Among the six Q-matrices compared, the human–AI collaborative Q-matrix (Qmat-DS-H) showed the most consistent psychometric performance, which corroborated hypothesis two. It achieved the best absolute model–data fit on both simulated and empirical dataset across three CDMs, showed the highest test-level classification accuracy, and maintained high attribute-level classification accuracy across all eight attributes. In addition, Qmat-DS-H exhibited better item parameter stability, and the most balanced attribute correlation structure. The three purely GenAI-informed Q-matrices (Qmat-DS, Qmat-K, and Qmat-DB) demonstrated certain improvements over the manually constructed Q-matrices in relative fit indices and in slip parameter stability. However, they varied considerably in attribute correlation patterns, potentially indicating attribute misspecification.
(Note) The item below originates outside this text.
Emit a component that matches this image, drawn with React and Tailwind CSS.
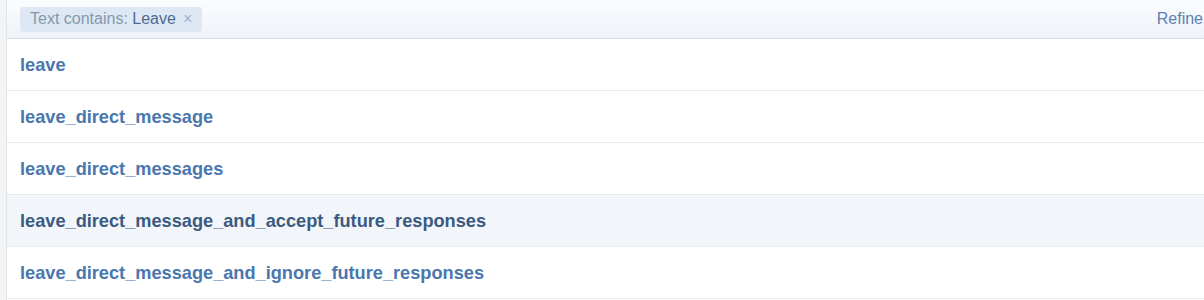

As for the two manually constructed Q-matrices, the performance of Qmat-S surpassed that of Qmat-E, yet was slightly inferior to the GenAI-informed Q-matrices. These observations lend credence to hypothesis one. The above findings suggest that to some extent, the human–AI collaborative approach may not only mitigate the subjectivity inherent in the manual approach but could also address the uncertainty and inconsistency shown in purely GenAI automated methods.

Despite these promising results, several limitations must be acknowledged. First, due to accessibility issues, the three selected GenAI models were all Chinese-developed models. The task performance, biases, and reasoning patterns may vary across different large language models (e.g., GPT-4, Claude, Gemini). Future studies should employ other GenAI engines to compare their efficacy, consistency, and potential idiosyncrasies in Q-matrix construction. Second, all analyses were estimated by three selected CDMs (i.e., G-DINA, ACDM, and RRUM) under G-DINA framework on a simulated dataset and an empirical dataset from a diagnostic reading test focusing on reading and inferential skills. Consequently, the observed advantages of the GenAI-informed Q-matrices have not yet been demonstrated across other CDMs, reading tests, learner populations, or proficiency levels. The present findings, therefore, should be interpreted as preliminary evidence supporting the feasibility of GenAI-informed Q-matrix construction, rather than as a universally validated framework. Future research should replicate the proposed workflow using alternative CDMs and diagnostic reading assessments, with more diverse EFL samples and proficiency levels. Finally, this study was confined to a predefined set of eight reading attributes. The ability of GenAI to identify, define, or suggest novel cognitive attributes that may not be covered by existing theoretical frameworks warrants exploration. Future research could task GenAI with a more open-ended cognitive analysis to examine its potential for theory refinement.